> Collected material:
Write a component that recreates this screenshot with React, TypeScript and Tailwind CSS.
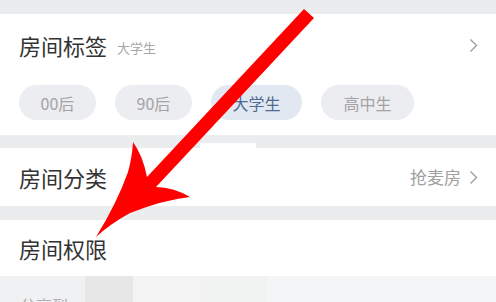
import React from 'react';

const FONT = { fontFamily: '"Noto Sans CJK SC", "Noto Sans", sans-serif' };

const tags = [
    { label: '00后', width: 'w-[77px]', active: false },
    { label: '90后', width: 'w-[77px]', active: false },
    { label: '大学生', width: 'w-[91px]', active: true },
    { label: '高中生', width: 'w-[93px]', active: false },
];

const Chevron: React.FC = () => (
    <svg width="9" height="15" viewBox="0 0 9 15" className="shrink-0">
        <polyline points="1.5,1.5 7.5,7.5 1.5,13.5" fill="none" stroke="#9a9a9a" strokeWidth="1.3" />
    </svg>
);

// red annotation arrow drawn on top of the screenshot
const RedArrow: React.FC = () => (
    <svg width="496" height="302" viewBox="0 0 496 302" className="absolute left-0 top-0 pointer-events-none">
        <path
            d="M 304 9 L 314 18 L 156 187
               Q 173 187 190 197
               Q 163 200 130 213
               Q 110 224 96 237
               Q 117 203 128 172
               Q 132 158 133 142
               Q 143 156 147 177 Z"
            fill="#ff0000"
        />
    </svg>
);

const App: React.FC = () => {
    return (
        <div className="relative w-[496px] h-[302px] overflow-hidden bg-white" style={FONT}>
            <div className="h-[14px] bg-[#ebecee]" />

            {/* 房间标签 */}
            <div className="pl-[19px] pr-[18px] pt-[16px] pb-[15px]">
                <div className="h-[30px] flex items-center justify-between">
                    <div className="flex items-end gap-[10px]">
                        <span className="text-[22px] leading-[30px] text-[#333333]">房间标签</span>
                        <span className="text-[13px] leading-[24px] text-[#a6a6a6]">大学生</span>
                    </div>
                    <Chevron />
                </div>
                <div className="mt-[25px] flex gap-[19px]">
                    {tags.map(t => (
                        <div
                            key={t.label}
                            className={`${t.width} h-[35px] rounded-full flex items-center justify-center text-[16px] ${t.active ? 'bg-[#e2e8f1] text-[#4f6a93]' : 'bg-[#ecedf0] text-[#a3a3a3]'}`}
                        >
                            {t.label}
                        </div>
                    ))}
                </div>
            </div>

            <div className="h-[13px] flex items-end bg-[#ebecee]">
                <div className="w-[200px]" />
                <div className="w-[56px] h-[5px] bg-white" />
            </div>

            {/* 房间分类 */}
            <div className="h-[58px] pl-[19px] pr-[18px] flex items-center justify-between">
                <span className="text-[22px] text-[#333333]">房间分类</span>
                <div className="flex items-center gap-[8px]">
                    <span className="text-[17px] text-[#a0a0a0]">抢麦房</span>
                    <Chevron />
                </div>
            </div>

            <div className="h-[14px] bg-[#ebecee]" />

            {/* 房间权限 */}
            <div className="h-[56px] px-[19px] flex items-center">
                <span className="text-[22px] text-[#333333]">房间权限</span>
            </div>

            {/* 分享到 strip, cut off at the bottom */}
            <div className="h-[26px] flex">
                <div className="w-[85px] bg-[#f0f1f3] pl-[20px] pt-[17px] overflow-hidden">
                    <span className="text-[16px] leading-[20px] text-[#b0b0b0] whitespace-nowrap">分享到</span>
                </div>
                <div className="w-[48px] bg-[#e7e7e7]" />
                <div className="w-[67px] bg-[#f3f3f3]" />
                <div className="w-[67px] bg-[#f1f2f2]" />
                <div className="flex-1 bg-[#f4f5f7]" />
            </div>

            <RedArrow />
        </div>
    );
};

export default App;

> Stated task: Leave out the pictures and transcribe everything else exactly.

> Solved problem:
Write a component that recreates this screenshot with React, TypeScript and Tailwind CSS.
import React from 'react';

const FONT = { fontFamily: '"Noto Sans CJK SC", "Noto Sans", sans-serif' };

const tags = [
    { label: '00后', width: 'w-[77px]', active: false },
    { label: '90后', width: 'w-[77px]', active: false },
    { label: '大学生', width: 'w-[91px]', active: true },
    { label: '高中生', width: 'w-[93px]', active: false },
];

const Chevron: React.FC = () => (
    <svg width="9" height="15" viewBox="0 0 9 15" className="shrink-0">
        <polyline points="1.5,1.5 7.5,7.5 1.5,13.5" fill="none" stroke="#9a9a9a" strokeWidth="1.3" />
    </svg>
);

// red annotation arrow drawn on top of the screenshot
const RedArrow: React.FC = () => (
    <svg width="496" height="302" viewBox="0 0 496 302" className="absolute left-0 top-0 pointer-events-none">
        <path
            d="M 304 9 L 314 18 L 156 187
               Q 173 187 190 197
               Q 163 200 130 213
               Q 110 224 96 237
               Q 117 203 128 172
               Q 132 158 133 142
               Q 143 156 147 177 Z"
            fill="#ff0000"
        />
    </svg>
);

const App: React.FC = () => {
    return (
        <div className="relative w-[496px] h-[302px] overflow-hidden bg-white" style={FONT}>
            <div className="h-[14px] bg-[#ebecee]" />

            {/* 房间标签 */}
            <div className="pl-[19px] pr-[18px] pt-[16px] pb-[15px]">
                <div className="h-[30px] flex items-center justify-between">
                    <div className="flex items-end gap-[10px]">
                        <span className="text-[22px] leading-[30px] text-[#333333]">房间标签</span>
                        <span className="text-[13px] leading-[24px] text-[#a6a6a6]">大学生</span>
                    </div>
                    <Chevron />
                </div>
                <div className="mt-[25px] flex gap-[19px]">
                    {tags.map(t => (
                        <div
                            key={t.label}
                            className={`${t.width} h-[35px] rounded-full flex items-center justify-center text-[16px] ${t.active ? 'bg-[#e2e8f1] text-[#4f6a93]' : 'bg-[#ecedf0] text-[#a3a3a3]'}`}
                        >
                            {t.label}
                        </div>
                    ))}
                </div>
            </div>

            <div className="h-[13px] flex items-end bg-[#ebecee]">
                <div className="w-[200px]" />
                <div className="w-[56px] h-[5px] bg-white" />
            </div>

            {/* 房间分类 */}
            <div className="h-[58px] pl-[19px] pr-[18px] flex items-center justify-between">
                <span className="text-[22px] text-[#333333]">房间分类</span>
                <div className="flex items-center gap-[8px]">
                    <span className="text-[17px] text-[#a0a0a0]">抢麦房</span>
                    <Chevron />
                </div>
            </div>

            <div className="h-[14px] bg-[#ebecee]" />

            {/* 房间权限 */}
            <div className="h-[56px] px-[19px] flex items-center">
                <span className="text-[22px] text-[#333333]">房间权限</span>
            </div>

            {/* 分享到 strip, cut off at the bottom */}
            <div className="h-[26px] flex">
                <div className="w-[85px] bg-[#f0f1f3] pl-[20px] pt-[17px] overflow-hidden">
                    <span className="text-[16px] leading-[20px] text-[#b0b0b0] whitespace-nowrap">分享到</span>
                </div>
                <div className="w-[48px] bg-[#e7e7e7]" />
                <div className="w-[67px] bg-[#f3f3f3]" />
                <div className="w-[67px] bg-[#f1f2f2]" />
                <div className="flex-1 bg-[#f4f5f7]" />
            </div>

            <RedArrow />
        </div>
    );
};

export default App;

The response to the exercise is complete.